* _Objective_
Copy every record exactly, and keep the pictures out.

Web page code records
::::

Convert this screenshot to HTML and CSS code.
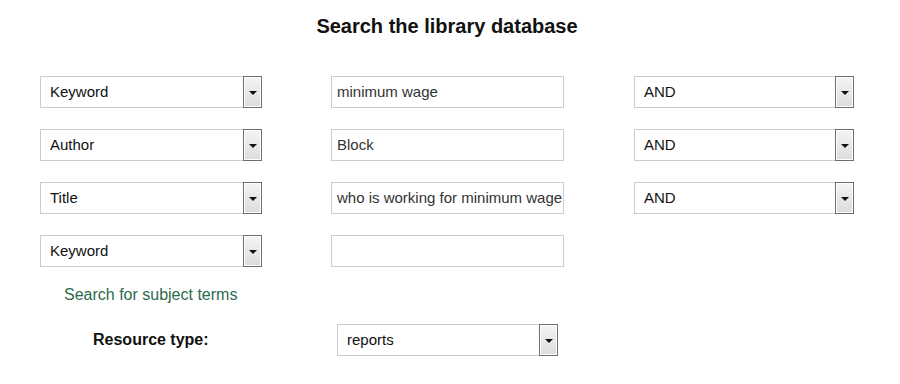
FILE: index.html
```html
<!DOCTYPE html>
<html lang="en">
<head>
  <meta charset="UTF-8">
  <title>Search the library database</title>
  <link rel="stylesheet" href="styles.css">
</head>
<body>
  <div class="search-page">
    <h1 class="title">Search the library database</h1>

    <div class="search-grid">
      <div class="select"><span>Keyword</span><span class="arrow"></span></div>
      <div class="textbox">minimum wage</div>
      <div class="select"><span>AND</span><span class="arrow"></span></div>

      <div class="select"><span>Author</span><span class="arrow"></span></div>
      <div class="textbox">Block</div>
      <div class="select"><span>AND</span><span class="arrow"></span></div>

      <div class="select"><span>Title</span><span class="arrow"></span></div>
      <div class="textbox">who is working for minimum wage</div>
      <div class="select"><span>AND</span><span class="arrow"></span></div>

      <div class="select"><span>Keyword</span><span class="arrow"></span></div>
      <div class="textbox"></div>
    </div>

    <a href="#" class="subject-link">Search for subject terms</a>

    <div class="resource-row">
      <div class="resource-label">Resource type:</div>
      <div class="select resource-select"><span>reports</span><span class="arrow"></span></div>
    </div>
  </div>
</body>
</html>
```

FILE: styles.css
```css
body {
  margin: 0;
  font-family: "Liberation Sans", Arial, sans-serif;
  background: #fff;
  color: #111;
}
.search-page {
  width: 900px;
}
.title {
  font-size: 20px;
  line-height: 24px;
  font-weight: bold;
  text-align: center;
  margin: 14px 0 0 -6px;
  color: #111;
}
.search-grid {
  display: grid;
  grid-template-columns: 222px 233px 221px;
  grid-auto-rows: 32px;
  column-gap: 69px;
  row-gap: 21px;
  padding-left: 40px;
  margin-top: 38px;
}
.search-grid > :nth-child(3n) {
  margin-left: 1px;
}
.select {
  display: flex;
  align-items: center;
  justify-content: space-between;
  border: 1px solid #ccc;
  border-right: none;
  box-sizing: border-box;
  height: 32px;
  background: #fff;
  font-size: 15px;
  padding-left: 9px;
}
.select > span:first-child {
  padding-bottom: 1px;
}
.arrow {
  width: 19px;
  height: 32px;
  box-sizing: border-box;
  border: 1px solid #6e6e6e;
  box-shadow: inset 0 0 0 1px #fff;
  background: linear-gradient(to bottom, #f4f4f4, #dcdcdc);
  position: relative;
  margin-top: -1px;
  margin-bottom: -1px;
}
.arrow::after {
  content: "";
  position: absolute;
  left: 5px;
  top: 14px;
  border-left: 4px solid transparent;
  border-right: 4px solid transparent;
  border-top: 4px solid #111;
}
.textbox {
  border: 1px solid #ccc;
  box-sizing: border-box;
  height: 32px;
  line-height: 29px;
  font-size: 15px;
  color: #333;
  padding-left: 5px;
  white-space: nowrap;
  overflow: hidden;
}
.subject-link {
  display: block;
  margin: 18px 0 0 64px;
  font-size: 16px;
  line-height: 20px;
  color: #2d6a4a;
  text-decoration: none;
}
.resource-row {
  display: flex;
  align-items: center;
  margin-top: 19px;
  padding-left: 93px;
}
.resource-label {
  width: 244px;
  font-size: 16px;
  font-weight: bold;
}
.resource-select {
  width: 221px;
}
```
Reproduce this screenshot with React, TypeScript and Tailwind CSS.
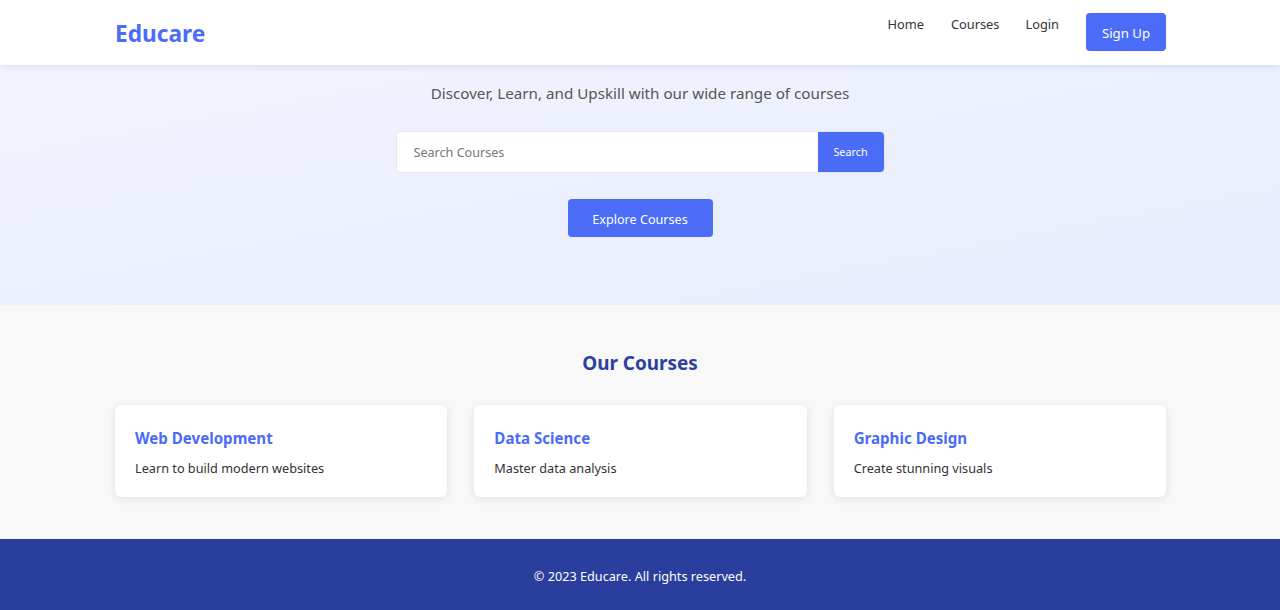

::::

* _Reply_
Convert this screenshot to HTML and CSS code.
FILE: index.html
```html
<!DOCTYPE html>
<html lang="en">
<head>
  <meta charset="UTF-8">
  <title>Search the library database</title>
  <link rel="stylesheet" href="styles.css">
</head>
<body>
  <div class="search-page">
    <h1 class="title">Search the library database</h1>

    <div class="search-grid">
      <div class="select"><span>Keyword</span><span class="arrow"></span></div>
      <div class="textbox">minimum wage</div>
      <div class="select"><span>AND</span><span class="arrow"></span></div>

      <div class="select"><span>Author</span><span class="arrow"></span></div>
      <div class="textbox">Block</div>
      <div class="select"><span>AND</span><span class="arrow"></span></div>

      <div class="select"><span>Title</span><span class="arrow"></span></div>
      <div class="textbox">who is working for minimum wage</div>
      <div class="select"><span>AND</span><span class="arrow"></span></div>

      <div class="select"><span>Keyword</span><span class="arrow"></span></div>
      <div class="textbox"></div>
    </div>

    <a href="#" class="subject-link">Search for subject terms</a>

    <div class="resource-row">
      <div class="resource-label">Resource type:</div>
      <div class="select resource-select"><span>reports</span><span class="arrow"></span></div>
    </div>
  </div>
</body>
</html>
```

FILE: styles.css
```css
body {
  margin: 0;
  font-family: "Liberation Sans", Arial, sans-serif;
  background: #fff;
  color: #111;
}
.search-page {
  width: 900px;
}
.title {
  font-size: 20px;
  line-height: 24px;
  font-weight: bold;
  text-align: center;
  margin: 14px 0 0 -6px;
  color: #111;
}
.search-grid {
  display: grid;
  grid-template-columns: 222px 233px 221px;
  grid-auto-rows: 32px;
  column-gap: 69px;
  row-gap: 21px;
  padding-left: 40px;
  margin-top: 38px;
}
.search-grid > :nth-child(3n) {
  margin-left: 1px;
}
.select {
  display: flex;
  align-items: center;
  justify-content: space-between;
  border: 1px solid #ccc;
  border-right: none;
  box-sizing: border-box;
  height: 32px;
  background: #fff;
  font-size: 15px;
  padding-left: 9px;
}
.select > span:first-child {
  padding-bottom: 1px;
}
.arrow {
  width: 19px;
  height: 32px;
  box-sizing: border-box;
  border: 1px solid #6e6e6e;
  box-shadow: inset 0 0 0 1px #fff;
  background: linear-gradient(to bottom, #f4f4f4, #dcdcdc);
  position: relative;
  margin-top: -1px;
  margin-bottom: -1px;
}
.arrow::after {
  content: "";
  position: absolute;
  left: 5px;
  top: 14px;
  border-left: 4px solid transparent;
  border-right: 4px solid transparent;
  border-top: 4px solid #111;
}
.textbox {
  border: 1px solid #ccc;
  box-sizing: border-box;
  height: 32px;
  line-height: 29px;
  font-size: 15px;
  color: #333;
  padding-left: 5px;
  white-space: nowrap;
  overflow: hidden;
}
.subject-link {
  display: block;
  margin: 18px 0 0 64px;
  font-size: 16px;
  line-height: 20px;
  color: #2d6a4a;
  text-decoration: none;
}
.resource-row {
  display: flex;
  align-items: center;
  margin-top: 19px;
  padding-left: 93px;
}
.resource-label {
  width: 244px;
  font-size: 16px;
  font-weight: bold;
}
.resource-select {
  width: 221px;
}
```
Reproduce this screenshot with React, TypeScript and Tailwind CSS.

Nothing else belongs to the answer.